-- Exercise instructions --
Among the lines below, keep only those from the one containing "Output the web" through the one containing "6v10.2M10.4 4.6v11.6a2.4 2.4", and reproduce them exactly.

-- Data rows --
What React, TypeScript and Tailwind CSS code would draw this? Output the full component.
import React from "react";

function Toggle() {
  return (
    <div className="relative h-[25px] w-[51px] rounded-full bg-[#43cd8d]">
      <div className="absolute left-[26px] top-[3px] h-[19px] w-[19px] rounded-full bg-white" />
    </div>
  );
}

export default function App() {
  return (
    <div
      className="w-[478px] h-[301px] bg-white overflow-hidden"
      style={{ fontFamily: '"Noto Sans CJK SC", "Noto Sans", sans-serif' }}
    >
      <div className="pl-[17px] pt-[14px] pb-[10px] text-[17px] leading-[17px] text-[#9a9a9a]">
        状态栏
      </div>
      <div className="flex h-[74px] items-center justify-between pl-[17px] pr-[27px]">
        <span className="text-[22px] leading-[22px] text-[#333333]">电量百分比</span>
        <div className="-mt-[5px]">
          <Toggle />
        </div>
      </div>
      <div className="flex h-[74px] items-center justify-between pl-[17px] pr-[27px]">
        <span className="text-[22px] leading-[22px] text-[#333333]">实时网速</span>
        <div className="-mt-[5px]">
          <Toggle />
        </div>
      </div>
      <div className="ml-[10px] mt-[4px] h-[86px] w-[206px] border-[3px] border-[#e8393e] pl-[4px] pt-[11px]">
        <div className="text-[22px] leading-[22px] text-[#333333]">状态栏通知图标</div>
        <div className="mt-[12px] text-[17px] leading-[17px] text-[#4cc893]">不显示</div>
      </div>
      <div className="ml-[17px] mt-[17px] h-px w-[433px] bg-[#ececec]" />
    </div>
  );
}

* * *

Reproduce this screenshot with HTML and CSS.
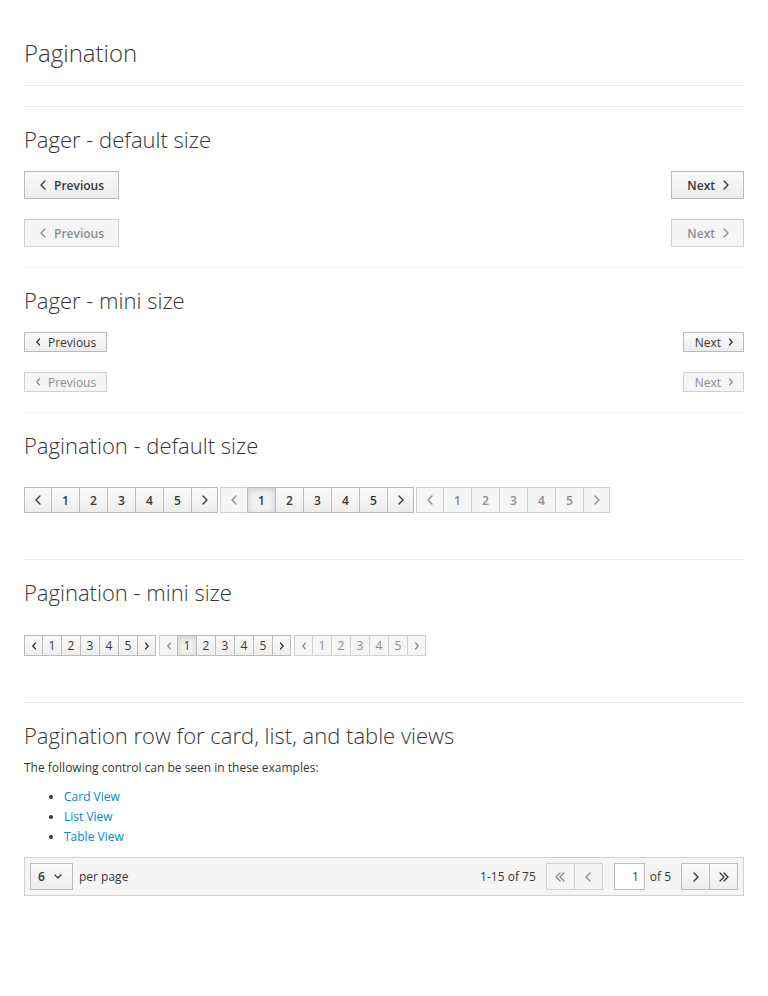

==

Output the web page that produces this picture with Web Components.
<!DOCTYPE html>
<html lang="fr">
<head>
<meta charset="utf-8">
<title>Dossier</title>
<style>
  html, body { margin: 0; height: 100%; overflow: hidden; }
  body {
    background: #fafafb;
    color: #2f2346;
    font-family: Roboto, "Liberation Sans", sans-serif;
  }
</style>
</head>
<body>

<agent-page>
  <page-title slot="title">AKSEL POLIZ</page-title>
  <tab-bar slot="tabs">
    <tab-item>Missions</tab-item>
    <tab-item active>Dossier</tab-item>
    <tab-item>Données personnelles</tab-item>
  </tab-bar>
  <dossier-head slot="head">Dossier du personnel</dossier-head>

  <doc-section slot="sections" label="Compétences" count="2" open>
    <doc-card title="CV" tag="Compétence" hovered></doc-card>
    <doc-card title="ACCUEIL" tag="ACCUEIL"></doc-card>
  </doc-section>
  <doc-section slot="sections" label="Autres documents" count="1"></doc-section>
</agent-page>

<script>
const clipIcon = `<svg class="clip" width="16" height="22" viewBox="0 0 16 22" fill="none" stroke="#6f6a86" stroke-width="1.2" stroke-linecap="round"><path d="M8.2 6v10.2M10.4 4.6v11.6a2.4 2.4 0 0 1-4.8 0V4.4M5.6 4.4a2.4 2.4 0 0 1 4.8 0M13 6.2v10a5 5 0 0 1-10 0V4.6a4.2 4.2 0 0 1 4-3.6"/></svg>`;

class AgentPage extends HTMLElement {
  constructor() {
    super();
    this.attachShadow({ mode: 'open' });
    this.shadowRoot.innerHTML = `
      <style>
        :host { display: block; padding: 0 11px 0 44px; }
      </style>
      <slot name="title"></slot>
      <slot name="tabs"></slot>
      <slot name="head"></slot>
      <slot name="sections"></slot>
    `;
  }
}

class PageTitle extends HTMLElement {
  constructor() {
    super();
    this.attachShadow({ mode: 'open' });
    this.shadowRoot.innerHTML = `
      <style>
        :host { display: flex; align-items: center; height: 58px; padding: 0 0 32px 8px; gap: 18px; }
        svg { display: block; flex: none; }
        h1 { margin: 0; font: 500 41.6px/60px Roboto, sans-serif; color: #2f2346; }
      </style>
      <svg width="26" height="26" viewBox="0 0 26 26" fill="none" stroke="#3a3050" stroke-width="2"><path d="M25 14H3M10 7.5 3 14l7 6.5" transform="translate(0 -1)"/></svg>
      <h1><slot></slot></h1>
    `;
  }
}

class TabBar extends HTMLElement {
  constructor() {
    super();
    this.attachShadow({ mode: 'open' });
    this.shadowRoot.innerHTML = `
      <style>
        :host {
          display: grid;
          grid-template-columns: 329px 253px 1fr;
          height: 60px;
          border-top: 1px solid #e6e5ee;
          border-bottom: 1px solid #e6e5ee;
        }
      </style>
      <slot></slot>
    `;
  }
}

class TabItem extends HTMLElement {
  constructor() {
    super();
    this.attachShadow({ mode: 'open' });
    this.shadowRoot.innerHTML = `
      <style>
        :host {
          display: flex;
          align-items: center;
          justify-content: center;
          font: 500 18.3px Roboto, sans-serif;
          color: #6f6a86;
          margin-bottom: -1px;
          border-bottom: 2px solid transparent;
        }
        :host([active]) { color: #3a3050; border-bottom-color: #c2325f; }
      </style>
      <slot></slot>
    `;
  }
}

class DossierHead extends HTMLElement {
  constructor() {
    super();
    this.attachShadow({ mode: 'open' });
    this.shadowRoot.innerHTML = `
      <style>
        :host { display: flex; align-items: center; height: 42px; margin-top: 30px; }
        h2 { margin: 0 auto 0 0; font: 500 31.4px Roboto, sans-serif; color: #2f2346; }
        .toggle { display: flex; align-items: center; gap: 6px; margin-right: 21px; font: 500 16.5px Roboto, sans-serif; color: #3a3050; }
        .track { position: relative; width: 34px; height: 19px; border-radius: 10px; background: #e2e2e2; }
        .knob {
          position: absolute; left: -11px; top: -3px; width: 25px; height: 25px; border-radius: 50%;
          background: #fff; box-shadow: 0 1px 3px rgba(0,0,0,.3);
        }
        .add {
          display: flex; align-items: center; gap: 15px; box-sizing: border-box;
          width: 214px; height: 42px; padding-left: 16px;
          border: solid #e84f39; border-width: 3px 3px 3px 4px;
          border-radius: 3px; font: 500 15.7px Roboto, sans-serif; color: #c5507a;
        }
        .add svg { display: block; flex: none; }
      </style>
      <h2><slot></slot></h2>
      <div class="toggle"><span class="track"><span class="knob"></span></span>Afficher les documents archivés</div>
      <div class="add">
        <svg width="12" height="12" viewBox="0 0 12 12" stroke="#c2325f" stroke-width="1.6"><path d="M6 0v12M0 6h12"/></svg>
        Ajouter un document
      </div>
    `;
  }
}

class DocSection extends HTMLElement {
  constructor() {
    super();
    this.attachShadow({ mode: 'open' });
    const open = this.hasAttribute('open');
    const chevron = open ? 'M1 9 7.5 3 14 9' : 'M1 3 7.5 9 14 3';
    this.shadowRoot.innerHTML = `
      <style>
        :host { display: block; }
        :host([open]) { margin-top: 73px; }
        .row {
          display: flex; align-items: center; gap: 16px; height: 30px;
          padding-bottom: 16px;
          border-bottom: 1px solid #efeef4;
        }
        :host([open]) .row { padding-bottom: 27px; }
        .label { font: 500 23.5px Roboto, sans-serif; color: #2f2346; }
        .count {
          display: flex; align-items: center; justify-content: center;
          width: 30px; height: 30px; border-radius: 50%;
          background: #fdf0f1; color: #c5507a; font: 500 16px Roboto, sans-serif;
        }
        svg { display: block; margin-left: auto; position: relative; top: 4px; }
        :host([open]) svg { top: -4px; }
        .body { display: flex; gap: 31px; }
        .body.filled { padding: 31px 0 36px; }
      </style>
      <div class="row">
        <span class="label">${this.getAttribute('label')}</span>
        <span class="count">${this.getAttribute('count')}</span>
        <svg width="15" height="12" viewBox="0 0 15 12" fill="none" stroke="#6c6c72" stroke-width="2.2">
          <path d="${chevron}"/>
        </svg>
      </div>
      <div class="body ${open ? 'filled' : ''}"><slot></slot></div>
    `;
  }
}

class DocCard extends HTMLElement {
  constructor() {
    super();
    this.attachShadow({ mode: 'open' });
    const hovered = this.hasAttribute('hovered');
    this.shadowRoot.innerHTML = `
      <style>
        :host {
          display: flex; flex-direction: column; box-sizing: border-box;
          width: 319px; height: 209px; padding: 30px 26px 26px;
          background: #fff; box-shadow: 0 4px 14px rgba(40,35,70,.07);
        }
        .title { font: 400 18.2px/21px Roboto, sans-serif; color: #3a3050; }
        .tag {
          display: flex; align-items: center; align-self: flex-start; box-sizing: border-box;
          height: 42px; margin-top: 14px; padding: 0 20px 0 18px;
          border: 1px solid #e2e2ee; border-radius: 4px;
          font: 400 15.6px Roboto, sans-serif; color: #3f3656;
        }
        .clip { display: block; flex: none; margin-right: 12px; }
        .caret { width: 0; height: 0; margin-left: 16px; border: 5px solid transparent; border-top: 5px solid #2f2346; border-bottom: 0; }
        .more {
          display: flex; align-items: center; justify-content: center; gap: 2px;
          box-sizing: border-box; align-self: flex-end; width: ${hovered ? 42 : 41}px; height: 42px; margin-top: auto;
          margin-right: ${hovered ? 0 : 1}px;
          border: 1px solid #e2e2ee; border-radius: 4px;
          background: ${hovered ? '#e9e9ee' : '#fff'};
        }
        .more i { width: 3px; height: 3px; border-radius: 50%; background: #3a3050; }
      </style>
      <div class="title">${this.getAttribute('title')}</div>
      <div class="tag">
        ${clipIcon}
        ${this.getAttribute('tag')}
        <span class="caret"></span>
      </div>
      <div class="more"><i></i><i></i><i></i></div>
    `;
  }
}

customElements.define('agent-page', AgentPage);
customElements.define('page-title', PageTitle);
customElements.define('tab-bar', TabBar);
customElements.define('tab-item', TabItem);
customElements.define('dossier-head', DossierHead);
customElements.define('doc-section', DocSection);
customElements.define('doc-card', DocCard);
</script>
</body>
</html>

-- Problem solution --
Output the web page that produces this picture with Web Components.
<!DOCTYPE html>
<html lang="fr">
<head>
<meta charset="utf-8">
<title>Dossier</title>
<style>
  html, body { margin: 0; height: 100%; overflow: hidden; }
  body {
    background: #fafafb;
    color: #2f2346;
    font-family: Roboto, "Liberation Sans", sans-serif;
  }
</style>
</head>
<body>

<agent-page>
  <page-title slot="title">AKSEL POLIZ</page-title>
  <tab-bar slot="tabs">
    <tab-item>Missions</tab-item>
    <tab-item active>Dossier</tab-item>
    <tab-item>Données personnelles</tab-item>
  </tab-bar>
  <dossier-head slot="head">Dossier du personnel</dossier-head>

  <doc-section slot="sections" label="Compétences" count="2" open>
    <doc-card title="CV" tag="Compétence" hovered></doc-card>
    <doc-card title="ACCUEIL" tag="ACCUEIL"></doc-card>
  </doc-section>
  <doc-section slot="sections" label="Autres documents" count="1"></doc-section>
</agent-page>

<script>
const clipIcon = `<svg class="clip" width="16" height="22" viewBox="0 0 16 22" fill="none" stroke="#6f6a86" stroke-width="1.2" stroke-linecap="round"><path d="M8.2 6v10.2M10.4 4.6v11.6a2.4 2.4 0 0 1-4.8 0V4.4M5.6 4.4a2.4 2.4 0 0 1 4.8 0M13 6.2v10a5 5 0 0 1-10 0V4.6a4.2 4.2 0 0 1 4-3.6"/></svg>`;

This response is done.